* START DATA SECTION *
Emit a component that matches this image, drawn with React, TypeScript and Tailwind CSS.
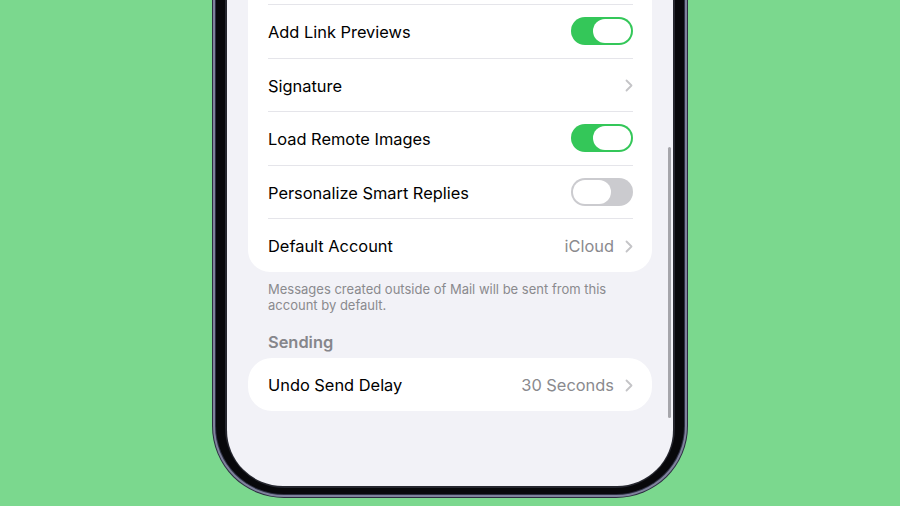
function Chevron() {
  return (
    <svg width="8" height="13" viewBox="0 0 8 13" fill="none" className="ml-[11px] mt-[2px]">
      <path d="M1.5 1.5L6.5 6.5L1.5 11.5" stroke="#c4c4c7" strokeWidth="1.8" strokeLinecap="round" strokeLinejoin="round" />
    </svg>
  );
}

function Toggle({ on }: { on: boolean }) {
  return (
    <div
      className={`flex h-[28px] w-[62px] items-center rounded-full p-[2px] ${
        on ? "justify-end bg-[#34c759]" : "justify-start bg-[#cbcbcf]"
      }`}
    >
      <div className="h-[24px] w-[38px] rounded-full bg-white" />
    </div>
  );
}

type Row = { label: string; toggle?: boolean; value?: string; chevron?: boolean };

const rows: Row[] = [
  { label: "Add Link Previews", toggle: true },
  { label: "Signature", chevron: true },
  { label: "Load Remote Images", toggle: true },
  { label: "Personalize Smart Replies", toggle: false },
  { label: "Default Account", value: "iCloud", chevron: true },
];

export default function App() {
  return (
    <div className="flex h-[506px] w-[900px] justify-center overflow-hidden bg-[#7bd88e]">
      <div className="h-[498px] w-[476px] rounded-b-[72px] bg-[#2c2e40] px-[1px] pb-[1px]">
        <div className="h-full rounded-b-[71px] bg-[#7f829c] px-[2px] pb-[2px]">
          <div className="h-full rounded-b-[69px] bg-[#2f3144] px-[1px] pb-[1px]">
            <div className="h-full rounded-b-[68px] bg-[#08080b] px-[9px] pb-[6px]">
              <div className="h-full rounded-b-[60px] bg-[#26272f] px-[2px] pb-[2px]">
                <div className="relative h-full overflow-hidden rounded-b-[56px] bg-[#f2f2f7] font-[Inter,sans-serif] text-black">
                  <div className="mx-[21px] rounded-b-[22px] bg-white pb-[0.5px]">
                    <div className="h-[4px]" />
                    {rows.map((row) => (
                      <div
                        key={row.label}
                        className="ml-5 mr-[19px] flex h-[53.5px] items-center justify-between border-t border-[#e5e5ea]"
                      >
                        <span className="pt-[3px] text-[16.4px]">{row.label}</span>
                        <div className="flex items-center">
                          {row.value && <span className="pt-[3px] text-[16.4px] text-[#8a8a8e]">{row.value}</span>}
                          {row.toggle !== undefined && <Toggle on={row.toggle} />}
                          {row.chevron && <Chevron />}
                        </div>
                      </div>
                    ))}
                  </div>

                  <p className="px-[41px] pt-[9px] text-[13px] leading-[16px] text-[#8a8a8e]">
                    Messages created outside of Mail will be sent from this
                    <br />
                    account by default.
                  </p>

                  <h2 className="px-[41px] pt-[18px] text-[16.4px] font-semibold leading-[22px] text-[#86868b]">
                    Sending
                  </h2>

                  <div className="mx-[21px] mt-[5px] flex h-[53px] items-center justify-between rounded-[24px] bg-white pl-5 pr-[19px]">
                    <span className="pt-[2px] text-[16.4px]">Undo Send Delay</span>
                    <div className="flex items-center">
                      <span className="pt-[2px] text-[16.4px] text-[#8a8a8e]">30 Seconds</span>
                      <Chevron />
                    </div>
                  </div>

                  <div className="absolute right-[2px] top-[147px] h-[271px] w-[3px] rounded-full bg-[#a6a6ab]" />
                </div>
              </div>
            </div>
          </div>
        </div>
      </div>
    </div>
  );
}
* END DATA SECTION *
> **TASK DETAILS**: Select all lines in the listing above where the word "this" appears, and show them.

> **SOLUTION**:
Emit a component that matches this image, drawn with React, TypeScript and Tailwind CSS.
                    Messages created outside of Mail will be sent from this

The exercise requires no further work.